Doesn't the combination of good students and good teachers automatically make good schools? No, good schools are more than just a combination of good students and good teachers. Above these two good elements, another element is needed to make good schools, and that is good educational programs.

Basically, good educational programs take three things into account, the needs of the students, now and in the future, the needs of the society, now and in the future, with regard to manpower, and the culture of the country, both in its present and in its future conditions.

Good educational programs thus take into account the dynamics of the society and the culture.

It is to be remembered in this regard that learning is a culture-bound activity. What we consider worthy of learning and what we consider should not be learned depends upon the values which are alive in our culture. Even the way we learn is determined by our culture.

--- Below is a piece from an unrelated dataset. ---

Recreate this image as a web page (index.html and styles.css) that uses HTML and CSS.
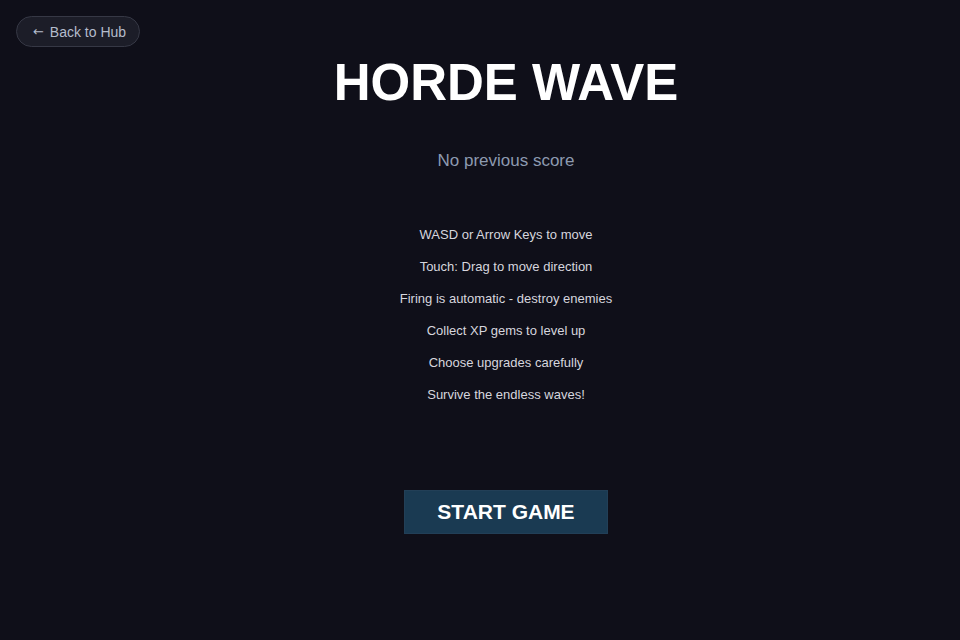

And since healthy culture is alive and dynamic, educational programs must be tested against and attuned to dominant features of this culture. In short, good educational programs must respond to the call of the times.

What if good students and good teachers do not meet good schools? They are still good students and good teachers. Their interaction can still bring about optimum educational attainment. But the relevance of this optimum attainment vis-a-vis the needs of the society and the nation, especially vis-a-vis the future needs of the society and the nation, is in doubt.

This is especially true, if we look at the most essential part of educational attainment, which is the development of the personality and the mentality of the students.

Thus, while it is good to have good students, it is better to have good students and good teachers, and it is best to have good students, good teachers, and good schools. This is the only valid answer to the call of the times.

The writer is an observer of social and political affairs.